Yesterday she was taken to the vet, and the prognosis was good: a compression in the back. Some cortisol and painkillers, and she would be fine. Last night, Anne managed to get some food into her, and it looked good.

But over the night, Amber was throwing up, and still not moving. She was taken back to the vet, and they had another look at the X-rays. They had concentrated on her back, and not noticed the growth in her stomach. From which she was now bleeding internally. Her gums were white, and she was in pain. She was given morphine, and [info]mimdancer was called. Mimdancer's sister was still an hour's drive away, and Amber was in too much pain, and so she was gently put to sleep.



Mim got the girls out of school early, and they got to give her a last pat, before Amber was buried in Anne's garden, under a stone. (Shit, I'm crying now.)

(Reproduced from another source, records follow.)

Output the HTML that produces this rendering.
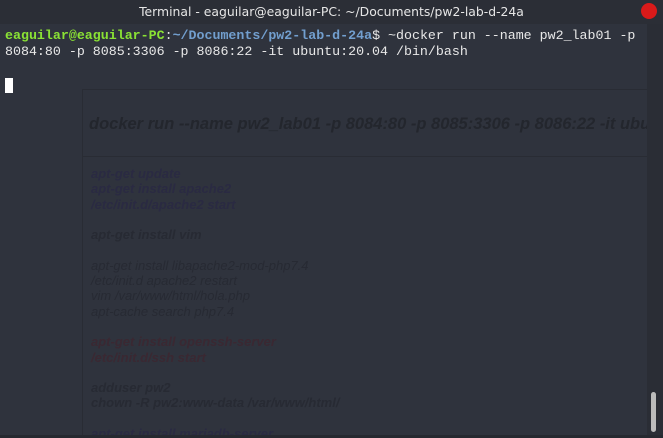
<!DOCTYPE html>
<html><head><style>
body{margin:0;width:663px;height:438px;overflow:hidden;background:#2f333d;position:relative;font-family:"Liberation Sans",sans-serif}
#tb{position:absolute;left:0;top:0;width:663px;height:24px;background:#2b2e36;color:#e6e6e6;font-size:12.4px;line-height:24px;text-align:center;font-family:"DejaVu Sans",sans-serif}
#red{position:absolute;left:641px;top:3px;width:16px;height:16px;border-radius:50%;background:#d91a1a}
#term{position:absolute;left:0;top:24px;width:647px;height:411px;background:#2f333d}
#sb{position:absolute;left:647px;top:24px;width:16px;height:414px;background:#2a2d35}
#thumb{position:absolute;left:651px;top:392px;width:5px;height:40px;background:#bbb;border-radius:3px}
#bot{position:absolute;left:0;top:435px;width:663px;height:3px;background:#262930}
#box{position:absolute;left:82px;top:89px;width:565px;height:346px;border-left:1px solid #292c34;border-top:1px solid #292c34;overflow:hidden}
#box .h{position:absolute;left:6px;top:25px;font:italic bold 16.5px "Liberation Sans",sans-serif;color:#23262d;white-space:nowrap}
#box .hr{position:absolute;left:0;top:66px;width:565px;border-top:1px solid #292c34}
#box .b{position:absolute;left:8px;top:76px;font:italic 13px/15.3px "Liberation Sans",sans-serif;color:#272a33;white-space:pre}
.bb{font-weight:bold}
.pp{color:#2a2a42}
.rr{color:#3a2832}
#txt{position:absolute;left:5px;top:28px;font:13.3px/16px "Liberation Mono",monospace;color:#e8e8e8;white-space:pre}
.g{color:#8ae234;font-weight:bold}.bl{color:#729fcf;font-weight:bold}
#cur{position:absolute;left:5px;top:78px;width:8px;height:15px;background:#fff}
</style></head><body>
<div id="tb">Terminal - eaguilar@eaguilar-PC: ~/Documents/pw2-lab-d-24a</div>
<div id="red"></div>
<div id="term"></div>
<div id="box"><div class="h">docker run --name pw2_lab01 -p 8084:80 -p 8085:3306 -p 8086:22 -it ubuntu:20.04</div><div class="hr"></div>
<div class="b"><span class="bb pp">apt-get update
apt-get install apache2
/etc/init.d/apache2 start</span>

<span class="bb">apt-get install vim</span>

apt-get install libapache2-mod-php7.4
/etc/init.d apache2 restart
vim /var/www/html/hola.php
apt-cache search php7.4

<span class="bb rr">apt-get install openssh-server
/etc/init.d/ssh start</span>

<span class="bb">adduser pw2
chown -R pw2:www-data /var/www/html/</span>

<span class="bb pp">apt-get install mariadb-server</span></div></div>
<div id="sb"></div><div id="thumb"></div><div id="bot"></div>
<div id="txt"><span class="g">eaguilar@eaguilar-PC</span>:<span class="bl">~/Documents/pw2-lab-d-24a</span>$ ~docker run --name pw2_lab01 -p
8084:80 -p 8085:3306 -p 8086:22 -it ubuntu:20.04 /bin/bash</div>
<div id="cur"></div>
</body></html>
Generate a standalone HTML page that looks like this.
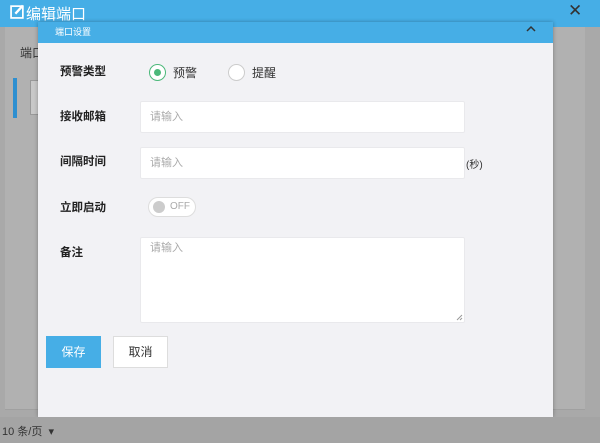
<!DOCTYPE html>
<html><head><meta charset="utf-8"><style>
*{margin:0;padding:0;box-sizing:border-box}
body{width:600px;height:443px;overflow:hidden;background:#a9a9a9;font-family:"Liberation Sans","Noto Sans CJK SC",sans-serif;position:relative;font-size:12px;color:#333}
.abs{position:absolute}
.top{left:0;top:0;width:600px;height:27px;background:#46aee6;color:#fff}
.card{left:5px;top:27px;width:580px;height:383px;background:#b1b1b1;border-bottom:1px solid #a0a0a0}
.modal{left:38px;top:22px;width:515px;height:395px;background:#f2f2f5;box-shadow:0 0 4px rgba(0,0,0,.3)}
.mh{left:0;top:0;width:515px;height:21px;background:#46aee6}
.lbl{left:22px;font-size:11.5px;color:#222;font-weight:600}
.inp{left:102px;width:325px;height:32px;background:#fff;border:1px solid #e9e9ec;border-radius:2px;color:#aaa;font-size:11px;padding-left:9px;line-height:30px}
.bot{left:0;top:417px;width:600px;height:26px;background:#a4a4a4}
</style></head><body>
<div class="abs card"></div>
<div class="abs" style="left:20px;top:44px;color:#333;font-size:12px">端口</div>
<div class="abs" style="left:13px;top:78px;width:4px;height:40px;background:#2e8fd0"></div>
<div class="abs" style="left:30px;top:80px;width:10px;height:35px;background:#c8c8c8;border:1px solid #999"></div>
<div class="abs top">
 <svg class="abs" style="left:10px;top:4px" width="15" height="15" viewBox="0 0 14 14"><rect x="1" y="2" width="11" height="11" fill="none" stroke="#fff" stroke-width="1.6"/><path d="M5 9 L12 1.5" stroke="#fff" stroke-width="2.2"/></svg>
 <div class="abs" style="left:26px;top:3px;font-size:15px">编辑端口</div>
 <div class="abs" style="left:568px;top:1px;font-size:17px;color:#333">✕</div>
</div>
<div class="abs modal">
 <div class="abs mh"><div class="abs" style="left:17px;top:3px;color:#fff;font-size:9px">端口设置</div>
 <svg class="abs" style="left:487px;top:2px" width="12" height="8"><path d="M2 7 L6 3 L10 7" fill="none" stroke="#333" stroke-width="1.5"/></svg></div>
 <div class="abs lbl" style="top:41px">预警类型</div>
 <div class="abs" style="left:111px;top:42px;width:17px;height:17px;border:1px solid #4cb87a;border-radius:50%;background:#fff"><div style="margin:4px;width:7px;height:7px;border-radius:50%;background:#4cb87a"></div></div>
 <div class="abs" style="left:135px;top:42px;font-size:12px">预警</div>
 <div class="abs" style="left:190px;top:42px;width:17px;height:17px;border:1px solid #ccc;border-radius:50%;background:#fff"></div>
 <div class="abs" style="left:214px;top:42px;font-size:12px">提醒</div>
 <div class="abs lbl" style="top:86px">接收邮箱</div>
 <div class="abs inp" style="top:79px">请输入</div>
 <div class="abs lbl" style="top:131px">间隔时间</div>
 <div class="abs inp" style="top:125px">请输入</div>
 <div class="abs" style="left:428px;top:134px;font-size:10px;color:#333">(秒)</div>
 <div class="abs lbl" style="top:177px">立即启动</div>
 <div class="abs" style="left:110px;top:175px;width:48px;height:20px;border:1px solid #ddd;border-radius:10px;background:#fff"><div class="abs" style="left:4px;top:3px;width:12px;height:12px;border-radius:50%;background:#ccc"></div><div class="abs" style="left:21px;top:3px;font-size:10px;color:#aaa">OFF</div></div>
 <div class="abs lbl" style="top:222px">备注</div>
 <div class="abs inp" style="top:215px;height:86px;line-height:20px">请输入
  <svg class="abs" style="right:1px;bottom:1px" width="7" height="7"><path d="M1 6 L6 1 M4 6 L6 4" stroke="#999" stroke-width="1"/></svg></div>
 <div class="abs" style="left:8px;top:314px;width:55px;height:32px;background:#46aee6;color:#fff;text-align:center;line-height:32px;font-size:12px">保存</div>
 <div class="abs" style="left:75px;top:314px;width:55px;height:32px;background:#fff;border:1px solid #ddd;text-align:center;line-height:30px;font-size:12px">取消</div>
</div>
<div class="abs bot"><div class="abs" style="left:2px;top:6px;font-size:11px;color:#333">10 条/页 &nbsp;▾</div></div>
</body></html>
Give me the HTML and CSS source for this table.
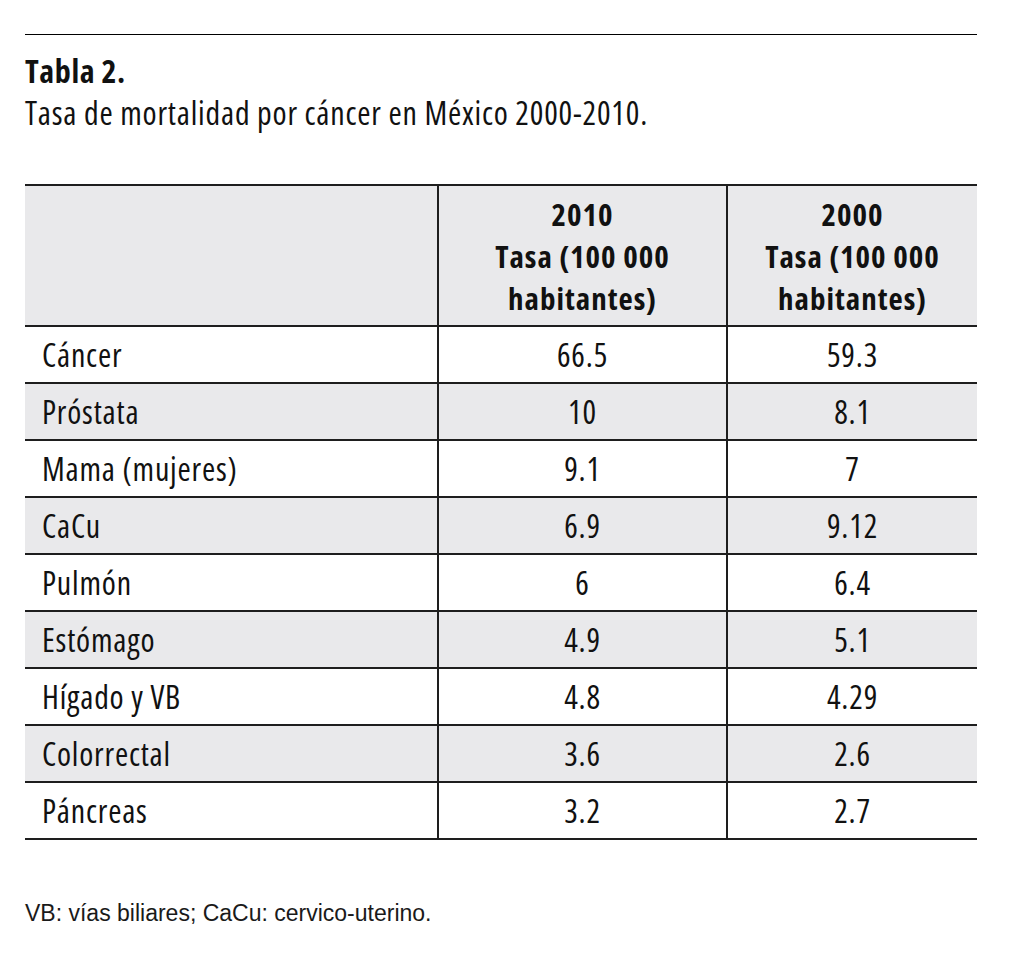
FILE: index.html
```html
<!DOCTYPE html>
<html lang="es">
<head>
<meta charset="utf-8">
<title>Tabla 2</title>
<link rel="stylesheet" href="styles.css">
</head>
<body>
<div class="sheet">
  <div class="rule"></div>
  <h1 class="title">Tabla 2.</h1>
  <p class="subtitle">Tasa de mortalidad por cáncer en México 2000-2010.</p>
  <table class="data">
    <colgroup>
      <col class="c-name">
      <col class="c-a">
      <col class="c-b">
    </colgroup>
    <thead>
      <tr class="head">
        <th></th>
        <th><span class="hl">2010</span><span class="hl">Tasa (100 000</span><span class="hl">habitantes)</span></th>
        <th><span class="hl">2000</span><span class="hl">Tasa (100 000</span><span class="hl">habitantes)</span></th>
      </tr>
    </thead>
    <tbody>
      <tr><td>Cáncer</td><td>66.5</td><td>59.3</td></tr>
      <tr class="alt"><td>Próstata</td><td>10</td><td>8.1</td></tr>
      <tr><td>Mama (mujeres)</td><td>9.1</td><td>7</td></tr>
      <tr class="alt"><td>CaCu</td><td>6.9</td><td>9.12</td></tr>
      <tr><td>Pulmón</td><td>6</td><td>6.4</td></tr>
      <tr class="alt"><td>Estómago</td><td>4.9</td><td>5.1</td></tr>
      <tr><td>Hígado y VB</td><td>4.8</td><td>4.29</td></tr>
      <tr class="alt"><td>Colorrectal</td><td>3.6</td><td>2.6</td></tr>
      <tr><td>Páncreas</td><td>3.2</td><td>2.7</td></tr>
    </tbody>
  </table>
  <p class="note">VB: vías biliares; CaCu: cervico-uterino.</p>
</div>
</body>
</html>
```
FILE: styles.css
```css
html, body {
  margin: 0;
  padding: 0;
  background: #ffffff;
}

.sheet {
  width: 952px;
  padding: 34px 39px 0 25px;
  color: #111;
  font-family: "Open Sans", "Liberation Sans", sans-serif;
  font-stretch: 75%;
}

.rule {
  border-top: 1px solid #000;
}

.title {
  margin: 17px 0 0 0;
  font-size: 32px;
  line-height: 38px;
  font-weight: 700;
  letter-spacing: 0.6px;
}

.subtitle {
  margin: 4px 0 0 0;
  font-size: 32px;
  line-height: 38px;
  font-weight: 400;
  letter-spacing: 0.8px;
}

.data {
  margin-top: 52px;
  width: 952px;
  border-collapse: collapse;
  table-layout: fixed;
}

.c-name { width: 413px; }
.c-a { width: 289px; }
.c-b { width: 250px; }

.data th,
.data td {
  border-top: 2px solid #1e1e1e;
  border-bottom: 2px solid #1e1e1e;
  padding: 0;
}

.data th + th,
.data td + td {
  border-left: 2px solid #1e1e1e;
}

.head {
  height: 141px;
  background: #e9e9eb;
}

.head th {
  font-size: 31px;
  line-height: 42px;
  font-weight: 700;
  letter-spacing: 1px;
  text-align: center;
  vertical-align: middle;
}

.hl {
  display: block;
}

.data tbody tr {
  height: 57px;
}

.data tbody td {
  font-size: 32px;
  line-height: 44px;
  letter-spacing: 0.8px;
  text-align: center;
  vertical-align: middle;
}

.data tbody td:first-child {
  text-align: left;
  padding-left: 17px;
}

.data tbody tr.alt {
  background: #e9e9eb;
}

.note {
  margin: 59px 0 0 0;
  font-family: "Liberation Sans", Arial, sans-serif;
  font-stretch: 100%;
  font-size: 23px;
  line-height: 28px;
  color: #1a1a1a;
}
```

When, after fighting peak-hour traffic, I got home, the girls were just going to bed. Not long ago, I heard Abi crying, so we had a talk. “What is ‘death’?” she asked. “Well, I said, what is ‘life’? Life is when you're alive, when your heart beats, and your brain thinks, and your muscles move: it's all about moving and doing. Death is when you stop. When your brain stops thinking, your heart stops pumping, and you just... stop. And you can rest.”
“Forever?”
“Forever.”
“And Amber's in Heaven.”
“Yes. Amber's in heaven. She was old, for a dog, and she was hurting, and it was hurting her to be alive, so she stopped, and now she's in heaven eating Schmakos and chicken wings for breakfast, and she's happy.”
Some sobs.
“But if she's in heaven, she's never coming back!”
“No, darling, she's not. So we have to remember her, remember all the good things. Remember her snuffling for food. Sitting beside us at the table waiting for the scraps she always got. Being so excited to go for walks. The way she snored. And when we die, a long time from now, she'll be there to meet us.”



The girls have been quiet for a while, now. I think they're asleep. Abi's going to take some photos of Amber into school tomorrow, and will talk about her to her class. And Mim and her sister are at Anne's right now.

I've never been a ‘dog person’. Anyone who knows me will tell you that. But still, I've known Amber almost all her life, and she's Just Been There since before Mim and I were married. And she was a strong personality. And now she's gone. Requiescat in pace.




Oh, and I do know of people who would say that it is better not to indulge fantasies of an afterlife, and that we should have told the girls that when Amber died, that she just ceased to exist. My response is: fuck off. Anyone who says that six-year-olds are ready to hear that sort of cold reality has probably never had to say it to one.